As I have heard a billion times before, the second trimester exceeds the first trimester in many ways. I find this to be true. No more sickness, super power smelling, inability to eat, emotional outbursts, "poofyiness" as Christoph calls it. Yes, one day he said to me, "You don't look as poofy any more in the second trimester." Oh thanks love, I said as I held in my laugh. I would have normally been hurt by something like this, but the fact that he said poofy made think of myself as a freshly dry load of laundry and I let it slide. Poofy. Ha.

As a matter of fact as a pregnant woman, feeling poofy is nothing but normal in an everyday thought process. You wake up, you feel poofy, you eat...poofy. You take a shower...poofy. I don't think there has ever been a time where I haven't felt poofy. Then my next thought is..."There's nothing I can really do about, so just don't think about it." And that's all there is to pregnancy. Poofiness.

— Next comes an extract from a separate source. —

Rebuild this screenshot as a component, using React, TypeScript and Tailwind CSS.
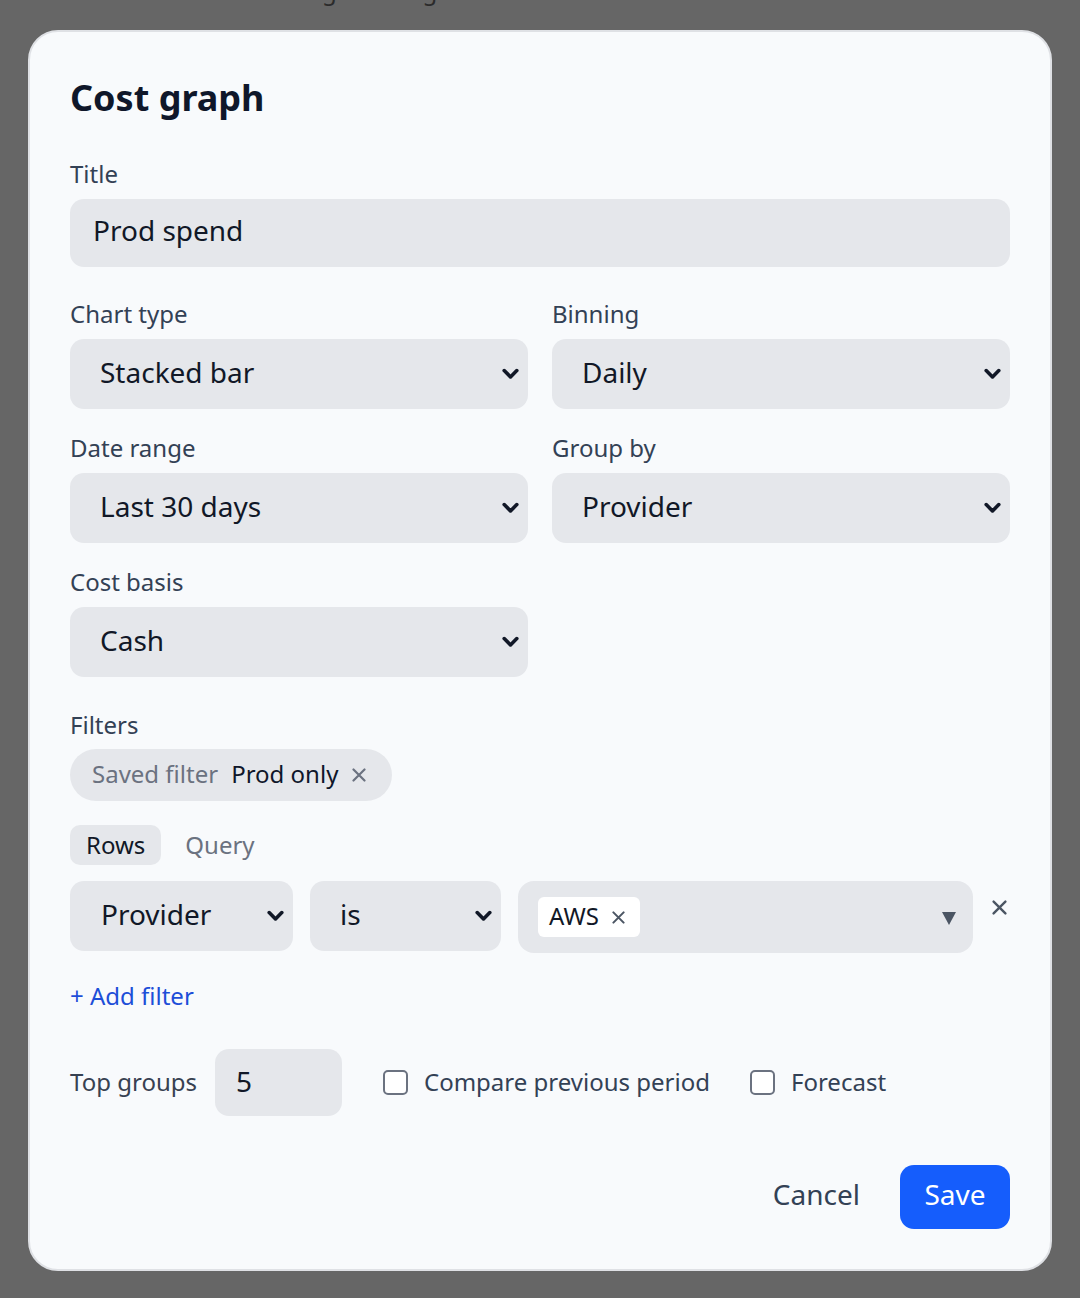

I know I am only talking about babies and pregnancy, but the truth is that's my life right now. Other than two days at the office, a hair cut here and there, I would say it's kinda how it has to be right now. I am ok with it too. I don't think I have ever been happier. The smell of fall in the air remind me that I am only getting closer to getting little Hillstoph our of my body and having his own. My brother and his wife are coming in a couple weeks, then we go to the states, then Christmas will be just around the corner, and then the baby will come. Oh boy. But for today there is the sad fact that Christoph is leaving me for a couple days for a managment training in the mountains. I hate being alone, but that's probably because I am alone most everyday. I am trying to enjoy it before I'll never get to be alone.

Hopefullly that was somewhat of an update.